CONSENT AND AMENDMENT
This Consent and Amendment (this Consent and Amendment), dated as of February 28, 2018, is by and between Stereotaxis,
Inc., a Delaware corporation with offices located at 4320 Forest Park Avenue, Suite 100, St. Louis, MO 63108 (the Company), and the holders identified on the signature pages hereto (Holders).
R E C I T A L S
A. Prior to the date hereof, the Company issued to various holders (including the Holders hereunder) warrants (the
SPA Warrants) to purchase an aggregate of 36,923,078 shares of the Companys common stock, par value $0.001 per share (the Common Stock; the Common Stock issuable upon exercise of the Warrants being
referred to as the Warrant Shares), pursuant to a Securities Purchase Agreement, dated as of September 26, 2016 (the Securities Purchase Agreement) between the Company and the investors signatory thereto
(such investors collectively, the Investors), all of which SPA Warrants are issued and outstanding. Capitalized terms not defined herein shall have the meanings set forth in the Securities Purchase Agreement.

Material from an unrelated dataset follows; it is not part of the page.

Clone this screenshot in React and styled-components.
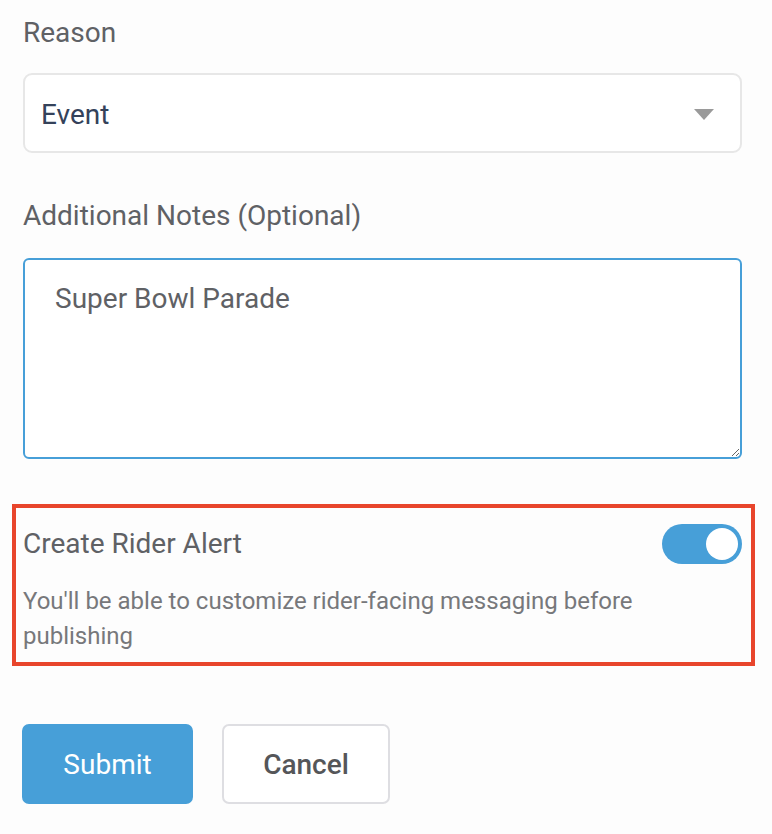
import React from "react";
import styled, { createGlobalStyle } from "styled-components";

const Global = createGlobalStyle`
  html, body { margin: 0; padding: 0; background: #fdfdfd; }
  body { font-family: Roboto, "Noto Sans", Arial, sans-serif; -webkit-font-smoothing: antialiased; }
  * { box-sizing: border-box; }
`;

const Page = styled.div`
  width: 772px;
  padding: 16px 30px 0 23px;
  display: flex;
  flex-direction: column;
`;

const Field = styled.div`
  display: flex;
  flex-direction: column;
  gap: ${(p) => p.$gap || 23}px;
  margin-bottom: ${(p) => p.$mb || 0}px;
`;

const Label = styled.label`
  font-size: 28px;
  line-height: 34px;
  color: #5f6165;
  font-weight: 400;
`;

const SelectBox = styled.div`
  height: 80px;
  width: 719px;
  border: 2px solid #e7e7e7;
  border-radius: 9px;
  background: #fff;
  display: flex;
  align-items: center;
  justify-content: space-between;
  padding: 2px 26px 0 16px;
  font-size: 28px;
  color: #34425a;
`;

const Notes = styled.textarea`
  width: 719px;
  height: 201px;
  border: 2px solid #479fd8;
  border-radius: 6px;
  padding: 22px 30px;
  font-family: Roboto, "Noto Sans", Arial, sans-serif;
  font-size: 28px;
  line-height: 34px;
  color: #5f6165;
  background: #fff;
  resize: vertical;
  outline: none;
  display: block;
`;

const AlertBox = styled.section`
  margin-left: -11px;
  width: 743px;
  border: 4px solid #e8452c;
  padding: 16px 9px 8px 7px;
  display: flex;
  flex-direction: column;
  gap: 20px;
`;

const AlertRow = styled.div`
  display: flex;
  align-items: center;
  justify-content: space-between;
`;

const AlertTitle = styled.div`
  font-size: 28px;
  line-height: 34px;
  color: #5f6165;
`;

const Hint = styled.p`
  margin: 0;
  font-size: 24px;
  line-height: 35px;
  color: #77787b;
  max-width: 640px;
`;

const Switch = styled.div`
  width: 80px;
  height: 40px;
  border-radius: 20px;
  background: ${(p) => (p.$on ? "#479fd8" : "#ccc")};
  display: flex;
  align-items: center;
  justify-content: ${(p) => (p.$on ? "flex-end" : "flex-start")};
  padding: 0 4px;
`;

const Knob = styled.span`
  width: 32px;
  height: 32px;
  border-radius: 50%;
  background: #fff;
`;

const Actions = styled.div`
  display: flex;
  gap: 29px;
  margin: 58px 0 0 -1px;
`;

const Button = styled.button`
  height: 80px;
  width: ${(p) => p.$w}px;
  border-radius: 7px;
  font-family: Roboto, "Noto Sans", Arial, sans-serif;
  font-size: 28px;
  padding: 0;
  cursor: pointer;
  background: ${(p) => (p.$primary ? "#479fd8" : "#fff")};
  color: ${(p) => (p.$primary ? "#fff" : "#555659")};
  font-weight: ${(p) => (p.$primary ? 400 : 500)};
  border: 2px solid ${(p) => (p.$primary ? "#479fd8" : "#dedee2")};
`;

export default function App() {
  return (
    <>
      <Global />
      <Page>
        <Field $mb={46}>
          <Label>Reason</Label>
          <SelectBox>
            <span>Event</span>
            <svg width="20" height="11" viewBox="0 0 20 11">
              <path d="M0 0 H20 L10 11 Z" fill="#9a9a9a" />
            </svg>
          </SelectBox>
        </Field>
        <Field $gap={25} $mb={45}>
          <Label>Additional Notes (Optional)</Label>
          <Notes defaultValue="Super Bowl Parade" />
        </Field>
        <AlertBox>
          <AlertRow>
            <AlertTitle>Create Rider Alert</AlertTitle>
            <Switch $on>
              <Knob />
            </Switch>
          </AlertRow>
          <Hint>You'll be able to customize rider-facing messaging before publishing</Hint>
        </AlertBox>
        <Actions>
          <Button $primary $w={171}>Submit</Button>
          <Button $w={168}>Cancel</Button>
        </Actions>
      </Page>
    </>
  );
}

B. The SPA Warrants that are issued and outstanding as of the date of this Consent and Amendment
are represented by a
form of Warrant to Purchase Common Stock (the SPA Warrant Agreement), which such agreements are all substantially in the form attached to as Exhibit B to the Securities Purchase Agreement.
C. Section 15 of each SPA Warrant Agreement provides that the SPA Warrant Agreements may be amended if the Company
obtains the consent of holders of at least a majority of the Warrant Shares obtainable upon exercise of the outstanding SPA Warrants then outstanding (the Required Holders), subject to certain limitations and provided that such
amendment must apply to all of the outstanding SPA Warrant Agreements, which number as of the date of this Consent and Amendment is 18,461,540 Warrant Shares.
D. The Company and the Holders desire to enter into this Consent and Amendment pursuant to which, among other things,
the Company and the Holders shall agree to amend and restate the SPA Warrant Agreements, in the form attached hereto as Exhibit A (the Restated SPA Warrant Agreement; the shares of Common Stock issuable upon exercise
thereof, the Restated SPA Warrant Shares)), to, among other things: (i) modify the exercise price to provide for a Restricted Exercise Period (as defined therein) at a reduced exercise price specified therein;
(ii) modify certain limitations regarding ownership of the Companys Common Stock; (iii) remove certain covenants; and (iv) provide that, as a condition to exercising the warrants at the reduced exercise price during the
Restricted Exercise Period, the Holders must enter into a lock-up agreement with respect to the Restated SPA Warrant Shares issued pursuant to any exercise of the SPA Warrants. Such form of lock-up agreement is attached as Exhibit B hereto. The Restated SPA Warrant Agreement will provide that the exercise during the Restricted Exercise Period at the reduced exercise price as provided in the
Restated SPA Warrant Agreement shall only be effected if the Aggregate Exercise Price (as defined in the Restated SPA Warrant Agreement) for all such warrants is at least $6,000,000.